Plans to create more inpatient beds for those suffering mental health episodes have been welcomed – although it could mean closing a 15-bed unit in Weymouth.

NHS Dorset Clinical Commissioning Group (CCG) will make a decision on proposals to shake-up the county’s mental health services tomorrow – the same day as a final decision will be made on changes to hospital services.

Campaigners welcomed recommendations last week that Dorset County Hospital remain an emergency and planned site. Health bosses also conceded a maternity and paediatrics unit should also remain for patients in the west of the county, although new options will now be considered by DCH and Yeovil District Hospital, which will go out for a second public consultation.

The meeting will also consider the future of mental health services.
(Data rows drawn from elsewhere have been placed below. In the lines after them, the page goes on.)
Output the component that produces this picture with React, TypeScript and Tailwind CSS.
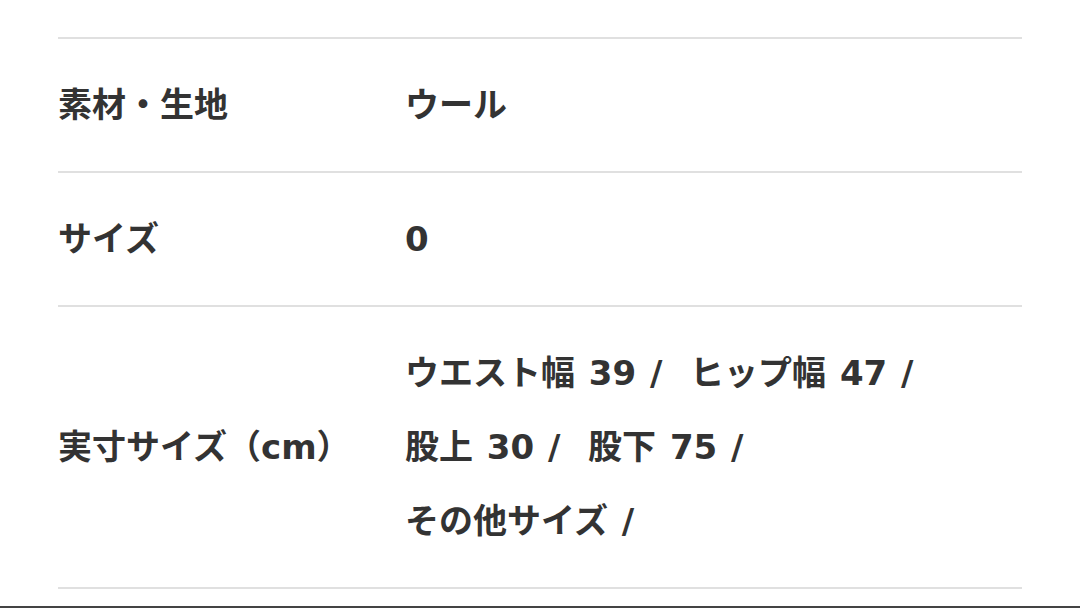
const rows: { label: string; lines: string[] }[] = [
  { label: "素材・生地", lines: ["ウール"] },
  { label: "サイズ", lines: ["0"] },
  {
    label: "実寸サイズ（cm）",
    lines: ["ウエスト幅 39 /  ヒップ幅 47 /", "股上 30 /  股下 75 /", "その他サイズ /"],
  },
];

export default function App() {
  return (
    <div
      className="w-[1080px] h-[608px] overflow-hidden bg-white flex flex-col"
      style={{ fontFamily: '"DejaVu Sans", "Noto Sans CJK JP", sans-serif' }}
    >
      <div className="px-[58px] pt-[37px]">
        <div className="border-t-2 border-[#e0e0e0]">
          {rows.map((row) => (
            <div key={row.label} className="flex items-center border-b-2 border-[#e0e0e0] py-[29px]">
              <div className="w-[347px] shrink-0 text-[34px] leading-[74px] font-bold text-[#333] whitespace-pre">
                {row.label}
              </div>
              <div className="flex flex-col">
                {row.lines.map((line) => (
                  <div key={line} className="text-[34px] leading-[74px] font-bold text-[#333] whitespace-pre [word-spacing:2px]">
                    {line}
                  </div>
                ))}
              </div>
            </div>
          ))}
        </div>
      </div>
      <div className="mt-auto h-[2px] bg-[#444]" />
    </div>
  );
}
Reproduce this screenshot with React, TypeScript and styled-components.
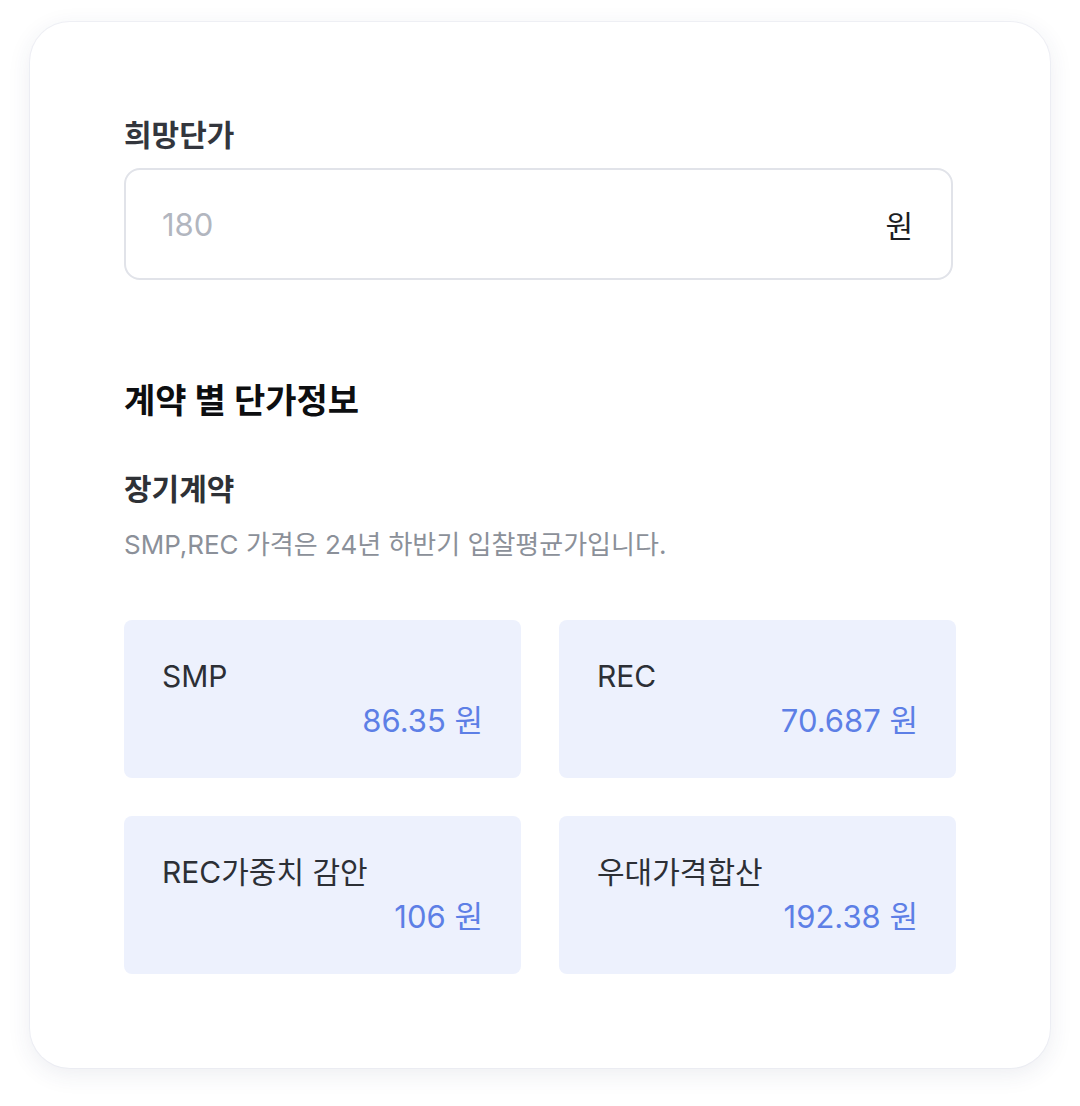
import React from 'react';
import styled, { createGlobalStyle } from 'styled-components';

const GlobalStyle = createGlobalStyle`
  body {
    margin: 0;
    background: #ffffff;
    font-family: Inter, "Noto Sans CJK KR", sans-serif;
  }
`;

const Page = styled.div`
  padding: 22px 30px 38px;
`;

const Card = styled.div`
  background: #ffffff;
  border-radius: 40px;
  box-shadow: 0 0 0 1px rgba(230, 232, 240, 0.6), 0 6px 24px rgba(40, 50, 100, 0.09);
  padding: 94px;
  display: flex;
  flex-direction: column;
`;

const FieldLabel = styled.div`
  font-size: 30px;
  font-weight: 700;
  color: #33363d;
  line-height: 34px;
  margin-top: 2px;
  margin-bottom: 16px;
`;

const InputBox = styled.div`
  width: 829px;
  height: 112px;
  box-sizing: border-box;
  border: 2px solid #e1e3e9;
  border-radius: 16px;
  display: flex;
  align-items: center;
  justify-content: space-between;
  padding: 0 38px 0 36px;
`;

const Placeholder = styled.span`
  font-size: 31px;
  color: #b2b6bf;
`;

const Unit = styled.span`
  font-size: 30px;
  color: #1c1e22;
`;

const SectionTitle = styled.h2`
  margin: 99px 0 0;
  font-size: 34px;
  font-weight: 700;
  color: #0d0e10;
  line-height: 44px;
`;

const SubTitle = styled.h3`
  margin: 48px 0 0;
  font-size: 30px;
  font-weight: 700;
  color: #2e3136;
  line-height: 36px;
`;

const Note = styled.p`
  margin: 20px 0 0;
  font-size: 26px;
  color: #8b9099;
  line-height: 36px;
`;

const PriceGrid = styled.div`
  margin-top: 57px;
  display: grid;
  grid-template-columns: 397px 397px;
  gap: 38px;
`;

const PriceTile = styled.div`
  background: #edf1fd;
  border-radius: 8px;
  height: 158px;
  box-sizing: border-box;
  padding: 36px 38px 0;
  display: flex;
  flex-direction: column;
`;

const TileLabel = styled.div`
  font-size: 30px;
  color: #2c2f35;
  line-height: 40px;
`;

const TileValue = styled.div`
  font-size: 31px;
  color: #5d7fe6;
  line-height: 40px;
  text-align: right;
  margin-top: 5px;
`;

const prices = [
  { label: 'SMP', value: '86.35' },
  { label: 'REC', value: '70.687' },
  { label: 'REC가중치 감안', value: '106' },
  { label: '우대가격합산', value: '192.38' },
];

const App: React.FC = () => {
  return (
    <Page>
      <GlobalStyle />
      <Card>
        <FieldLabel>희망단가</FieldLabel>
        <InputBox>
          <Placeholder>180</Placeholder>
          <Unit>원</Unit>
        </InputBox>

        <SectionTitle>계약 별 단가정보</SectionTitle>
        <SubTitle>장기계약</SubTitle>
        <Note>SMP,REC 가격은 24년 하반기 입찰평균가입니다.</Note>

        <PriceGrid>
          {prices.map((p) => (
            <PriceTile key={p.label}>
              <TileLabel>{p.label}</TileLabel>
              <TileValue>{p.value} 원</TileValue>
            </PriceTile>
          ))}
        </PriceGrid>
      </Card>
    </Page>
  );
};

export default App;
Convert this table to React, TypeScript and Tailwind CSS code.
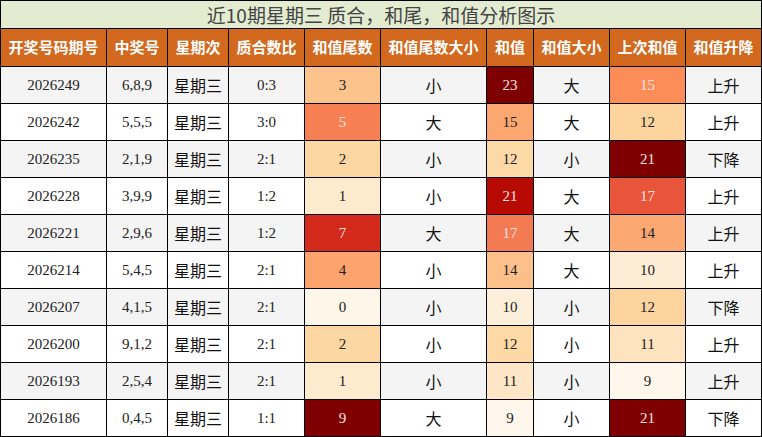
const HEADERS = [
  "开奖号码期号",
  "中奖号",
  "星期次",
  "质合数比",
  "和值尾数",
  "和值尾数大小",
  "和值",
  "和值大小",
  "上次和值",
  "和值升降",
];

// grid columns, each width includes the cell's right border
const COLS = "grid grid-cols-[106px_61px_61px_76px_76px_106px_47px_76px_76px_76px]";

// [bg, light text?]
type Heat = [string, boolean];

interface Row {
  issue: string;
  nums:  string;
  ratio: string;
  tail:  [string, Heat];
  tailSize: string;
  sum:   [string, Heat];
  sumSize: string;
  prev:  [string, Heat];
  trend: string;
}

const ROWS: Row[] = [
  { issue: "2026249", nums: "6,8,9", ratio: "0:3", tail: ["3", ["#fdc38d", false]], tailSize: "小", sum: ["23", ["#7f0000", true]],  sumSize: "大", prev: ["15", ["#fc8d59", true]],  trend: "上升" },
  { issue: "2026242", nums: "5,5,5", ratio: "3:0", tail: ["5", ["#f67f53", true]],  tailSize: "大", sum: ["15", ["#fca76f", false]], sumSize: "大", prev: ["12", ["#fdd49e", false]], trend: "上升" },
  { issue: "2026235", nums: "2,1,9", ratio: "2:1", tail: ["2", ["#fdd7a1", false]], tailSize: "小", sum: ["12", ["#fdd9a6", false]], sumSize: "小", prev: ["21", ["#7f0000", true]],  trend: "下降" },
  { issue: "2026228", nums: "3,9,9", ratio: "1:2", tail: ["1", ["#feeacd", false]], tailSize: "小", sum: ["21", ["#b60a03", true]],  sumSize: "大", prev: ["17", ["#e8553b", true]],  trend: "上升" },
  { issue: "2026221", nums: "2,9,6", ratio: "1:2", tail: ["7", ["#d42a1c", true]],  tailSize: "大", sum: ["17", ["#f47a54", true]],  sumSize: "大", prev: ["14", ["#fca872", false]], trend: "上升" },
  { issue: "2026214", nums: "5,4,5", ratio: "2:1", tail: ["4", ["#fca36e", false]], tailSize: "小", sum: ["14", ["#fdc08a", false]], sumSize: "大", prev: ["10", ["#feedd6", false]], trend: "上升" },
  { issue: "2026207", nums: "4,1,5", ratio: "2:1", tail: ["0", ["#fff6ea", false]], tailSize: "小", sum: ["10", ["#feefdb", false]], sumSize: "小", prev: ["12", ["#fdd49e", false]], trend: "下降" },
  { issue: "2026200", nums: "9,1,2", ratio: "2:1", tail: ["2", ["#fdd7a1", false]], tailSize: "小", sum: ["12", ["#fdd9a6", false]], sumSize: "小", prev: ["11", ["#fee3c1", false]], trend: "上升" },
  { issue: "2026193", nums: "2,5,4", ratio: "2:1", tail: ["1", ["#feeacd", false]], tailSize: "小", sum: ["11", ["#fee6c6", false]], sumSize: "小", prev: ["9",  ["#fff7ec", false]], trend: "上升" },
  { issue: "2026186", nums: "0,4,5", ratio: "1:1", tail: ["9", ["#7f0000", true]],  tailSize: "大", sum: ["9",  ["#fff7ec", false]], sumSize: "小", prev: ["21", ["#7f0000", true]],  trend: "下降" },
];

const cell = "flex items-center justify-center border-r border-b border-black";
const num  = `${cell} text-[15px] text-[#222]`;
const cjk  = `${cell} text-[16px] text-[#111] font-['Noto_Sans_CJK_SC',sans-serif]`;

function HeatCell({ value, heat }: { value: string; heat: Heat }) {
  const [bg, light] = heat;
  return (
    <div
      className={`${cell} text-[15px] ${light ? "text-[#f3e4e0]" : "text-[#222]"}`}
      style={{ backgroundColor: bg }}
    >
      {value}
    </div>
  );
}

export default function App() {
  return (
    <div className="w-[762px] h-[437px] bg-white overflow-hidden border-l border-t border-black font-['Liberation_Serif','Noto_Sans_CJK_SC',serif]">
      {/* Title */}
      <div className="h-[28px] flex items-center justify-center border-r border-b border-black bg-[#e3ecd1] text-[#444] text-[19px] font-['Noto_Sans_CJK_SC',sans-serif] leading-none">
        近10期星期三 质合，和尾，和值分析图示
      </div>

      {/* Header */}
      <div className={`${COLS} h-[38px] bg-[#d2691e]`}>
        {HEADERS.map((h) => (
          <div
            key={h}
            className={`${cell} text-white text-[15px] font-bold font-['Noto_Sans_CJK_SC',sans-serif] whitespace-nowrap`}
          >
            {h}
          </div>
        ))}
      </div>

      {/* Rows */}
      {ROWS.map((r, i) => (
        <div key={r.issue} className={`${COLS} h-[37px] ${i % 2 === 0 ? "bg-[#f4f4f4]" : "bg-white"}`}>
          <div className={num}>{r.issue}</div>
          <div className={num}>{r.nums}</div>
          <div className={cjk}>星期三</div>
          <div className={num}>{r.ratio}</div>
          <HeatCell value={r.tail[0]} heat={r.tail[1]} />
          <div className={cjk}>{r.tailSize}</div>
          <HeatCell value={r.sum[0]} heat={r.sum[1]} />
          <div className={cjk}>{r.sumSize}</div>
          <HeatCell value={r.prev[0]} heat={r.prev[1]} />
          <div className={cjk}>{r.trend}</div>
        </div>
      ))}
    </div>
  );
}
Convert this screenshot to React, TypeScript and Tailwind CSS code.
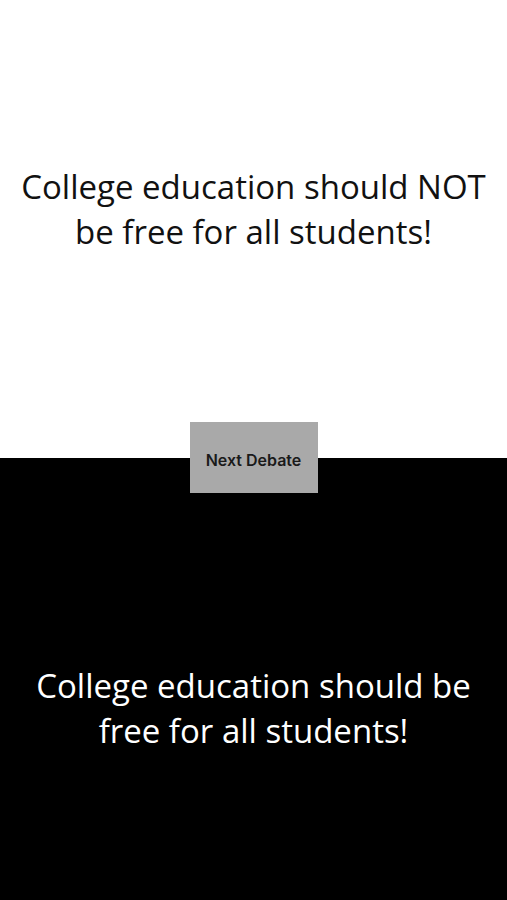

Proposals include closing the Linden Unit, a 15 bed mental health inpatient unit in Weymouth and to increase the number of beds at St Ann’s Hospital in Poole from 67 to 94 with an additional four beds at Forston Clinic near Dorchester.

There are also plans for enhanced support via a 24/7 crisis line, the creation of retreats where people can go to get treatment and support, the introduction of community front rooms to improve access to services and recovery beds being made available across the county.

Dorset Police and Crime Commissioner Martyn Underhill policing has taken on ‘increasing and misplaced’ demand in recent years in relation to mental health, and he welcomed a number of proposals made in the CCG review that he believes will minimise risks.

Mr Underhill said: “It is well-established that those suffering with mental health problems are more likely to become victims of crime, or alternatively come into contact with policing as a result of behaviour that causes concern in the community.

“If an individual enters mental health crisis in police custody, there is no legal authority to continue the detention of the individual if a bed cannot be identified in a health setting. Custody officers are then placed in an untenable position: holding a detainee without the legal grounds to do so or releasing a person who is a risk to themselves and/or the public.

“As such, I warmly welcome proposals put forward for 16 additional inpatient beds across Dorset. Police officers are not mental health professionals and adequate provision of appropriate care is vital to meet the needs of individuals at risk.”

He added: “The creation of two new retreats where people can go to get the right support is a positive step forward. I recommend that in addition to a retreat in Bournemouth, the second is located in Dorchester rather than Weymouth to improve the accessibility of the service to those in West and North Dorset.”